Issues go stale after 90d of inactivity.
Mark the issue as fresh with /remove-lifecycle stale.
Stale issues rot after an additional 30d of inactivity and eventually close.
If this issue is safe to close now please do so with /close.
Send feedback to sig-testing, kubernetes/test-infra and/or fejta.
/lifecycle stale
Stale issues rot after 30d of inactivity.
Mark the issue as fresh with /remove-lifecycle rotten.
Rotten issues close after an additional 30d of inactivity.
If this issue is safe to close now please do so with /close.
Send feedback to sig-testing, kubernetes/test-infra and/or fejta.
/lifecycle rotten
/remove-lifecycle stale
Rotten issues close after 30d of inactivity.
Reopen the issue with /reopen.
Mark the issue as fresh with /remove-lifecycle rotten.

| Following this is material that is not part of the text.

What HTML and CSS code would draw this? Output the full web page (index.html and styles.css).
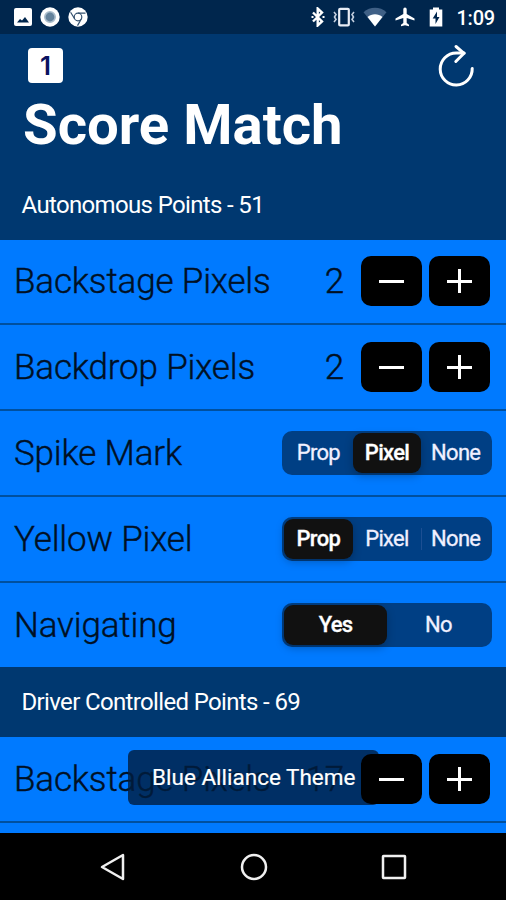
FILE: index.html
```
<!DOCTYPE html>
<html lang="en">

<head>
    <meta charset="UTF-8">
    <meta name="viewport" content="width=device-width, initial-scale=1.0">
    <title>Score Match</title>
    <link rel="stylesheet" href="styles.css">
</head>

<body>
    <!-- Status bar -->
    <div class="statusbar">
        <div class="status-left">
            <svg width="18" height="18" viewBox="0 0 18 18">
                <rect width="18" height="18" rx="2" fill="#fff" />
                <path d="M3 14.5l3-3.5 2 1.5 3-3.5 4 5.5z" fill="#00264d" />
            </svg>
            <svg width="20" height="20" viewBox="0 0 20 20">
                <circle cx="10" cy="10" r="9.7" fill="#fff" />
                <circle cx="10" cy="10" r="5.2" fill="#64829b" stroke="#a9bccb" stroke-width="1.6" />
            </svg>
            <svg width="20" height="20" viewBox="0 0 20 20">
                <circle cx="10" cy="10" r="9.7" fill="#fff" />
                <circle cx="10" cy="10" r="3.8" fill="none" stroke="#33506e" stroke-width="1.2" />
                <path d="M10 6.1h7.5M6.6 11.8L2.6 5.2M13.3 12l-3.8 6.6" fill="none" stroke="#33506e" stroke-width="1.2" />
            </svg>
        </div>
        <div class="status-right">
            <svg class="bluetooth" width="14" height="20" viewBox="0 0 14 20">
                <path d="M2 5.5l9 9-4.3 4V1.5l4.3 4-9 9" fill="none" stroke="#fff" stroke-width="2.4" />
                <path d="M.5 10h2M11.5 10h2" stroke="#fff" stroke-width="2" />
            </svg>
            <svg class="vibrate" width="22" height="20" viewBox="0 0 22 20">
                <rect x="6.2" y="1.8" width="9.6" height="16.6" rx="1" fill="none" stroke="#e8edf5" stroke-width="2.2" />
                <path d="M1 5l2 2.5-1.5 2.5L3 12.5l-2 2.5M21 5l-2 2.5 1.5 2.5-1.5 2.5 2 2.5" fill="none" stroke="#c4d0e0" stroke-width="1.6" />
            </svg>
            <svg class="wifi" width="24" height="20" viewBox="0 0 24 20">
                <path d="M12 19.5L.5 5.2C7-.6 17-.6 23.5 5.2z" fill="#3f6086" />
                <path d="M12 19.5L4.5 10c4.3-3.8 10.7-3.8 15 0z" fill="#fff" />
            </svg>
            <svg class="plane" width="20" height="20" viewBox="0 0 20 20">
                <path d="M19.5 13.5v-2L11.7 7V2.2a1.7 1.7 0 0 0-3.4 0V7L.5 11.5v2l7.8-2.4v5L6 17.7v1.6l4-1.1 4 1.1v-1.6l-2.3-1.6v-5z" fill="#fff" />
            </svg>
            <svg class="battery" width="14" height="20" viewBox="0 0 14 20">
                <path d="M4 .5h6v2h3.3v17H.7v-17H4z" fill="#fff" />
                <path d="M8 4.5L3.7 11.5H6.5V17l4-7H8z" fill="#00264d" />
            </svg>
            <span class="time">1:09</span>
        </div>
    </div>

    <!-- Header -->
    <div class="header">
        <div class="toolbar">
            <div class="match-badge">1</div>
            <svg class="reset" width="38" height="44" viewBox="0 0 38 44">
                <path d="M35.2 25.5a16 16 0 1 1-16-15.5h8" fill="none" stroke="#fff" stroke-width="3" stroke-linecap="round" />
                <path d="M19 3.5l8 6.8-8.2 8.2" fill="none" stroke="#fff" stroke-width="3" stroke-linecap="round" stroke-linejoin="round" />
            </svg>
        </div>
        <h1>Score Match</h1>
    </div>

    <div class="section-title">Autonomous Points - 51</div>
    <div class="row">
        <span class="label">Backstage Pixels</span>
        <span class="count">2</span>
        <div class="stepper">
            <button class="step minus"></button>
            <button class="step plus"></button>
        </div>
    </div>
    <div class="row">
        <span class="label">Backdrop Pixels</span>
        <span class="count">2</span>
        <div class="stepper">
            <button class="step minus"></button>
            <button class="step plus"></button>
        </div>
    </div>
    <div class="row">
        <span class="label">Spike Mark</span>
        <div class="segmented">
            <div class="segment">Prop</div>
            <div class="segment active">Pixel</div>
            <div class="segment">None</div>
        </div>
    </div>
    <div class="row">
        <span class="label">Yellow Pixel</span>
        <div class="segmented">
            <div class="segment active">Prop</div>
            <div class="segment">Pixel</div>
            <div class="segment divided">None</div>
        </div>
    </div>
    <div class="row last">
        <span class="label">Navigating</span>
        <div class="segmented">
            <div class="segment active">Yes</div>
            <div class="segment">No</div>
        </div>
    </div>

    <div class="section-title">Driver Controlled Points - 69</div>
    <div class="row">
        <span class="label">Backstage Pixels</span>
        <span class="count">17</span>
        <div class="toast">Blue Alliance Theme</div>
        <div class="stepper">
            <button class="step minus"></button>
            <button class="step plus"></button>
        </div>
    </div>
    <div class="next-row"></div>

    <!-- Android navigation -->
    <div class="navbar">
        <svg width="28" height="28" viewBox="0 0 28 28">
            <path d="M24 2v24L3 14z" fill="none" stroke="#f0f0f0" stroke-width="2.5" stroke-linejoin="round" />
        </svg>
        <svg width="28" height="28" viewBox="0 0 28 28">
            <circle cx="14" cy="14" r="12" fill="none" stroke="#f0f0f0" stroke-width="2.5" />
        </svg>
        <svg width="28" height="28" viewBox="0 0 28 28">
            <rect x="3" y="3" width="22" height="22" rx=".5" fill="none" stroke="#f0f0f0" stroke-width="2.5" />
        </svg>
    </div>
</body>

</html>
```
FILE: styles.css
```
* {
    box-sizing: border-box;
}

body {
    font-family: Roboto, Arial, sans-serif;
    margin: 0;
    height: 900px;
    overflow: hidden;
    display: flex;
    flex-direction: column;
    background-color: #007aff;
    color: white;
}

svg {
    display: block;
    flex: none;
}

/* Status bar */
.statusbar {
    height: 34px;
    flex: none;
    display: flex;
    justify-content: space-between;
    align-items: center;
    padding: 0 11px 0 14px;
    background-color: #00264d;
}

.status-left,
.status-right {
    display: flex;
    align-items: center;
}

.status-left {
    gap: 8px;
}

.vibrate {
    margin-left: 8px;
}

.wifi {
    margin-left: 8px;
}

.plane {
    margin-left: 8px;
}

.battery {
    margin-left: 14px;
}

.time {
    margin-left: 13px;
    padding-top: 2px;
    font-size: 20px;
    font-weight: 500;
    line-height: 34px;
    letter-spacing: -0.2px;
}

/* Header */
.header {
    height: 135.5px;
    flex: none;
    background-color: #003870;
}

.toolbar {
    height: 62px;
    display: flex;
    justify-content: space-between;
    align-items: center;
    padding: 0 31px 0 28px;
}

.match-badge {
    width: 35px;
    height: 35px;
    border-radius: 4px;
    background-color: white;
    color: #0a1260;
    font-family: Inter, sans-serif;
    font-size: 26px;
    font-weight: 600;
    line-height: 35px;
    text-align: center;
}

h1 {
    margin: 0;
    padding-left: 23px;
    font-size: 56.3px;
    font-weight: 700;
    line-height: 59px;
    white-space: nowrap;
}

.section-title {
    height: 70px;
    flex: none;
    padding-left: 21.5px;
    background-color: #003870;
    font-size: 24px;
    line-height: 70px;
    letter-spacing: -0.65px;
}

/* Rows */
.row {
    position: relative;
    height: 85.9px;
    flex: none;
    display: flex;
    align-items: center;
    padding: 0 14px 0 14px;
    border-bottom: 2px solid #00509f;
    color: #001024;
}

.row.last {
    height: 84.4px;
    border-bottom: none;
}

.label,
.count {
    font-size: 35px;
    font-weight: 300;
    letter-spacing: -0.15px;
    white-space: nowrap;
    -webkit-text-stroke: 0.4px;
}

.label {
    flex: 1;
}

.count {
    margin-right: 17px;
}

.stepper {
    position: relative;
    display: flex;
    gap: 7px;
    margin-right: 2px;
}

.step {
    width: 61px;
    height: 50px;
    padding: 0;
    border: none;
    border-radius: 10px;
    background: linear-gradient(white, white) center / 25px 3px no-repeat black;
}

.plus {
    background: linear-gradient(white, white) center / 25px 3px no-repeat, linear-gradient(white, white) center / 3px 24px no-repeat, black;
}

.segmented {
    width: 210px;
    height: 44px;
    display: flex;
    padding: 2px;
    border-radius: 10px;
    background-color: #003f84;
}

.segment {
    flex: 1;
    border-radius: 9px;
    color: #f0f0ff;
    font-size: 22px;
    line-height: 40px;
    text-align: center;
    letter-spacing: -0.7px;
    -webkit-text-stroke: 0.3px;
}

.segment.active {
    background-color: #111;
    color: white;
    font-weight: 500;
    box-shadow: 0 3px 8px rgba(0, 0, 0, 0.25);
}

.segment.divided {
    border-radius: 0;
    background: linear-gradient(#1c4f93, #1c4f93) left center / 1px 22px no-repeat;
}

/* Toast lies over the row text */
.toast {
    position: absolute;
    left: 128px;
    top: 13px;
    width: 251px;
    height: 55px;
    padding-left: 24px;
    border-radius: 6px;
    background-color: rgba(0, 29, 62, 0.8);
    color: white;
    font-size: 22.5px;
    line-height: 55px;
    white-space: nowrap;
    -webkit-text-stroke: 0.2px;
}

.next-row {
    flex: 1;
}

.navbar {
    height: 67px;
    flex: none;
    display: flex;
    justify-content: center;
    align-items: center;
    gap: 112.5px;
    padding-left: 1px;
    background-color: black;
}
```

Send feedback to sig-testing, kubernetes/test-infra and/or fejta.
/close
Most helpful comment
RabbitMQ HA was just merged to stable chart:
https://github.com/kubernetes/charts/tree/master/stable/rabbitmq-ha
Compared to the regular RabbitMQ chart, it is based on the official RabbitMQ Docker image and make use of Statefulset which allow you to increase/increase the number of replicas on demande.